After comparing both models, we consider the degree to which we may obtain better treatment effect estimates from one model or another. For example, could we achieve better estimates if using a model that allows all effects to vary randomly across cases and studies, or a model with a covariance structure that is easier to estimate? Similarly, is it better to model heterogeneity in the error variance between cases and phases, and is it best to model autocorrelation among the case-level errors? Researchers have shown that the misspecification of the covariance structure as either too simple or too complex at any of the three levels introduces little to no bias in the average treatment effect estimates, leading to relatively accurate inferences about the average treatment effect (E. Baek & Ferron, 2020; Joo & Ferron, 2019; Moeyaert et al., 2013, 2016; Petit-Bois, 2014; Petit-Bois et al., 2016). However, this research examines a limited range of conditions. We hope that future research will serve to further clarify the optimal approach for estimating three-level LMMs for SCD study data.
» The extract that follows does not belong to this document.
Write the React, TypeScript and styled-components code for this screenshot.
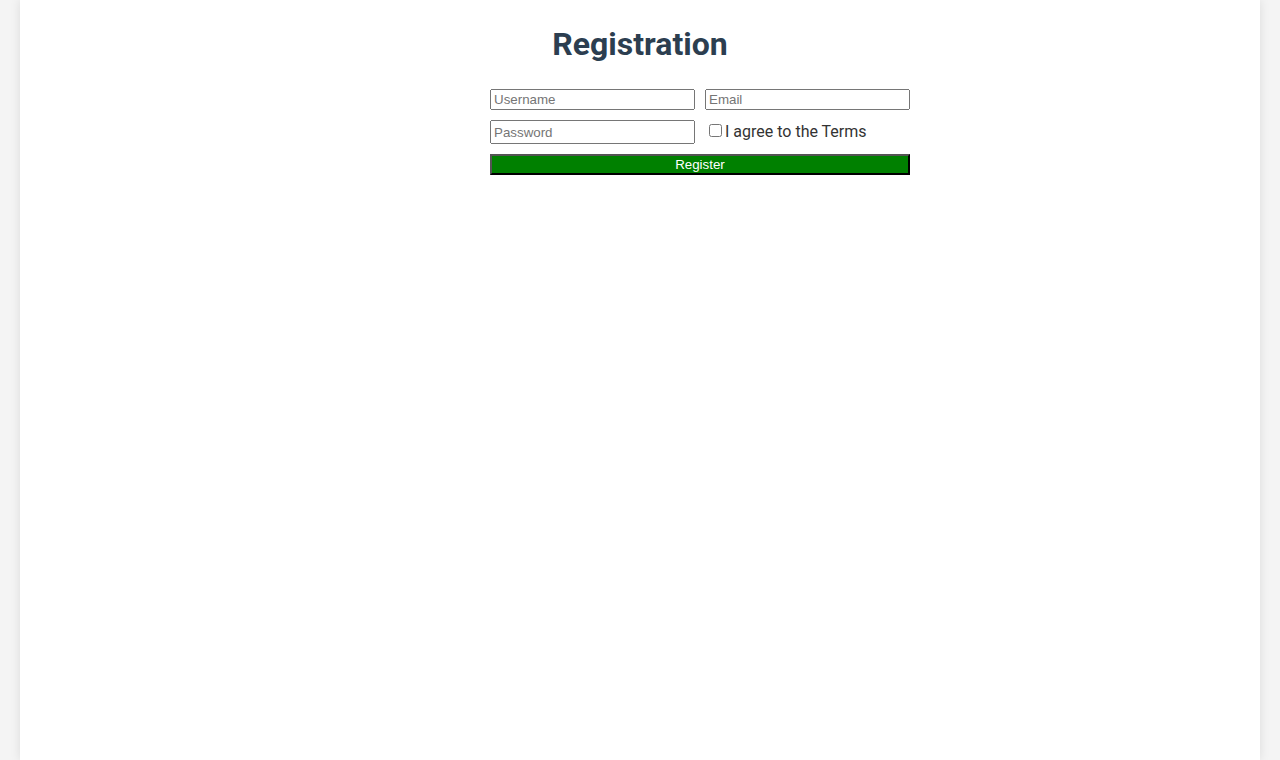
import * as React from 'react';
import styled, { createGlobalStyle } from 'styled-components';

const GlobalStyle = createGlobalStyle`
    body {
        margin: 0;
        background: #f4f4f4;
        font-family: Roboto, "Liberation Sans", sans-serif;
        line-height: 1.5;
        color: #333;
    }
`;

const StyledPage: any = styled.div`
    max-width: 1240px;
    min-height: 100vh;
    margin: 0 auto;
    padding: 20px;
    box-sizing: border-box;
    background: #fff;
    box-shadow: 0 0 10px rgba(0, 0, 0, 0.1);
`;

const StyledHeader: any = styled.h1`
    margin: 0 0 21px;
    text-align: center;
    font-size: 32px;
    font-weight: 700;
    color: #2c3e50;
`;

const StyledFormWrap: any = styled.div`
    display: flex;
    justify-content: center;
    padding-left: 120px;
`;

const StyledForm: any = styled.form`
    width: 420px;
    display: grid;
    grid-template-columns: 1fr 1fr;
    gap: 10px;
`;

const StyledInput: any = styled.input`
    min-width: 0;
`;

const StyledLabel: any = styled.label`
    font-size: 16px;
`;

const StyledButton: any = styled.button`
    grid-column: 1 / span 2;
    background: green;
    color: #fff;
`;

const App: React.FunctionComponent = () => {
    return (
        <StyledPage>
            <GlobalStyle />
            <StyledHeader>Registration</StyledHeader>
            <StyledFormWrap>
                <StyledForm onSubmit={(e: any) => e.preventDefault()}>
                    <StyledInput type="text" placeholder="Username" />
                    <StyledInput type="email" placeholder="Email" />
                    <StyledInput type="password" placeholder="Password" />
                    <StyledLabel>
                        <input type="checkbox" />I agree to the Terms
                    </StyledLabel>
                    <StyledButton type="submit">Register</StyledButton>
                </StyledForm>
            </StyledFormWrap>
        </StyledPage>
    )
};

export default App;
In addition, SCD studies will sometimes have outcomes that present more severe violations of the normality and homogeneity assumptions than we encountered here. Useful directions for future research include: (a) determining at what point the violations are severe enough and sample sizes large enough to prefer the use of GLMMs, (b) providing further guidance on the most appropriate ways to specify and estimate GLMMs (Li et al., 2023), and (c) producing easy-to-use software to make GLMMs more readily accessible to SCD researchers.